__TASK INSTRUCTIONS__: Go over the listing below line by line and tally those containing "styles". Give only the tally.

#### RECORDS SHOWN ####

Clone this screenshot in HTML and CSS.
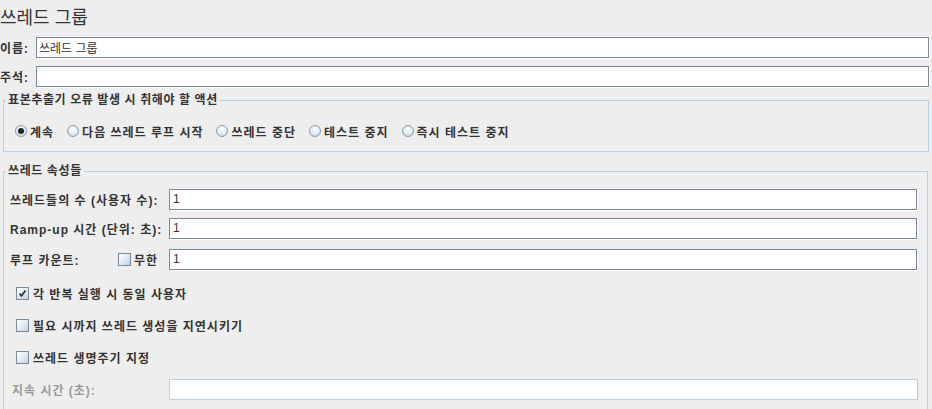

####
#### RECORDS SHOWN ####

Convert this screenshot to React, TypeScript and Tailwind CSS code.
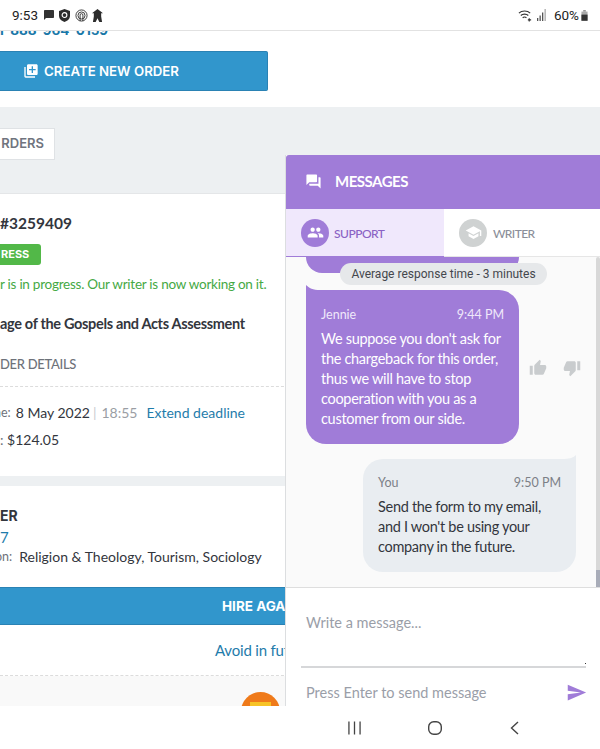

####
#### RECORDS SHOWN ####

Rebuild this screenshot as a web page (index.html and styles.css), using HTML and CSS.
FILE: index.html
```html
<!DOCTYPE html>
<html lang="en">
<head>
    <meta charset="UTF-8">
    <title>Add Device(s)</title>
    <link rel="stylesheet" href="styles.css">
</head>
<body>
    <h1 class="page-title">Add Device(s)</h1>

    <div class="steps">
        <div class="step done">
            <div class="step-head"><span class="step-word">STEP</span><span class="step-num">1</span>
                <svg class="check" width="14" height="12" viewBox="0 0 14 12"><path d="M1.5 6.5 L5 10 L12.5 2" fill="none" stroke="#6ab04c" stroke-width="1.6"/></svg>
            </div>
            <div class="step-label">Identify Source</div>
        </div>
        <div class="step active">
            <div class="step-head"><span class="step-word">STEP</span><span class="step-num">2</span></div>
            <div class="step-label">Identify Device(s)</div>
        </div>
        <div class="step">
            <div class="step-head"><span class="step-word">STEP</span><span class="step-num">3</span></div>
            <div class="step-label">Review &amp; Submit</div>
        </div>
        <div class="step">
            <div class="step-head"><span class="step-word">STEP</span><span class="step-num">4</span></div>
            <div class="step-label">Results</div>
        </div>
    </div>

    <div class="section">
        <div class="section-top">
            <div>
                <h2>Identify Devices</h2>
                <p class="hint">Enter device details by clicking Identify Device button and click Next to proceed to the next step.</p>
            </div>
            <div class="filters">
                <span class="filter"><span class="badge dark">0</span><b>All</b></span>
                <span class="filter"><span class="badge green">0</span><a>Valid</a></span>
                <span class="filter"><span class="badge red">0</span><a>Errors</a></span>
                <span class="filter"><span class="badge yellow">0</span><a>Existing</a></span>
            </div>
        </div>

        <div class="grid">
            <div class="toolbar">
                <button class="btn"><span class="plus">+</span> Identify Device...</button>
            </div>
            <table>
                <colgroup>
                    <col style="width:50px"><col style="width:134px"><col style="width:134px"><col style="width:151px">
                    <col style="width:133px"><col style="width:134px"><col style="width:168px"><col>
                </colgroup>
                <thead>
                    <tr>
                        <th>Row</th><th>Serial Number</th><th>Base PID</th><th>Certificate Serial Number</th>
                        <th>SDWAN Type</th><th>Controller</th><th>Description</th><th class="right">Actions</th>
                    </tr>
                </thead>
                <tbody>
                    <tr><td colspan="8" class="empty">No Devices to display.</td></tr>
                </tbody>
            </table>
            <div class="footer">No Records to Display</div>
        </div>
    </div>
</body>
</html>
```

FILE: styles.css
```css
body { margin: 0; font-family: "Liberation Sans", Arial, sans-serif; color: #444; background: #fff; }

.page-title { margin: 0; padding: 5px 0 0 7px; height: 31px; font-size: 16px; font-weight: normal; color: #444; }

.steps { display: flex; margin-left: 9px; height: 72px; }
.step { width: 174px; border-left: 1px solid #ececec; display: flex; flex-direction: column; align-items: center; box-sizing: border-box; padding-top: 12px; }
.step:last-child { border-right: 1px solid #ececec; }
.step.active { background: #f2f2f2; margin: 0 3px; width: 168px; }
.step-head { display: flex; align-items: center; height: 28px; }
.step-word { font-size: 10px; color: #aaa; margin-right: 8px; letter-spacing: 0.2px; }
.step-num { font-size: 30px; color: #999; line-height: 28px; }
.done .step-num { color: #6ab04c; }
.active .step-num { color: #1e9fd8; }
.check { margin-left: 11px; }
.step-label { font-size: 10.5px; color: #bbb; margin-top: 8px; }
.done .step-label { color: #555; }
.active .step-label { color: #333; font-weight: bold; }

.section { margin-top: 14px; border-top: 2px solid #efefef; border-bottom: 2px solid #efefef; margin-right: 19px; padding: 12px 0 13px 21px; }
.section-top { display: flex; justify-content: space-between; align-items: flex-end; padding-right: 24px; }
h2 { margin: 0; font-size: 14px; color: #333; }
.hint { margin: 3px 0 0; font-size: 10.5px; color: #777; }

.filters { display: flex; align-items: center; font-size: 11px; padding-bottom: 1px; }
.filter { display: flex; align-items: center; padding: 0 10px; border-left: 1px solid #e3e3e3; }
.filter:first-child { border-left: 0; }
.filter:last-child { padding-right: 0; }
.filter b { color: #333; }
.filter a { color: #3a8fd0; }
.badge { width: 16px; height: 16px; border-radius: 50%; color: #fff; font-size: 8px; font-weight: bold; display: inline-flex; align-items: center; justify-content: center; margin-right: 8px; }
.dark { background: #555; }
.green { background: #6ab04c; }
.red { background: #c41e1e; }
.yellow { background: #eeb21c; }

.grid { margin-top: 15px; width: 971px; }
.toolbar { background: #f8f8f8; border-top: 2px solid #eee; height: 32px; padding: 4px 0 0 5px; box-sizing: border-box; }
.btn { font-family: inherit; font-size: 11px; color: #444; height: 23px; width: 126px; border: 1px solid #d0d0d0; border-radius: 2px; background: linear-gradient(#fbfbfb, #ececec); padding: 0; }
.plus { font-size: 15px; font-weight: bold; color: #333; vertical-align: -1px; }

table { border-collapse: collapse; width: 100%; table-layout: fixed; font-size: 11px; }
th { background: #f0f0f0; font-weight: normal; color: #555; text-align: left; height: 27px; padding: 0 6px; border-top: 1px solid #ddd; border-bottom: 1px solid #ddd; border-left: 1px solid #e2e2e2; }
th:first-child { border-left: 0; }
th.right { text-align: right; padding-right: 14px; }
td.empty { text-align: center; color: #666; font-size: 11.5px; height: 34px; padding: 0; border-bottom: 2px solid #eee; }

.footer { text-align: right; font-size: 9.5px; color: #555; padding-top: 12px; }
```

####

__EXERCISE RESULT__: 3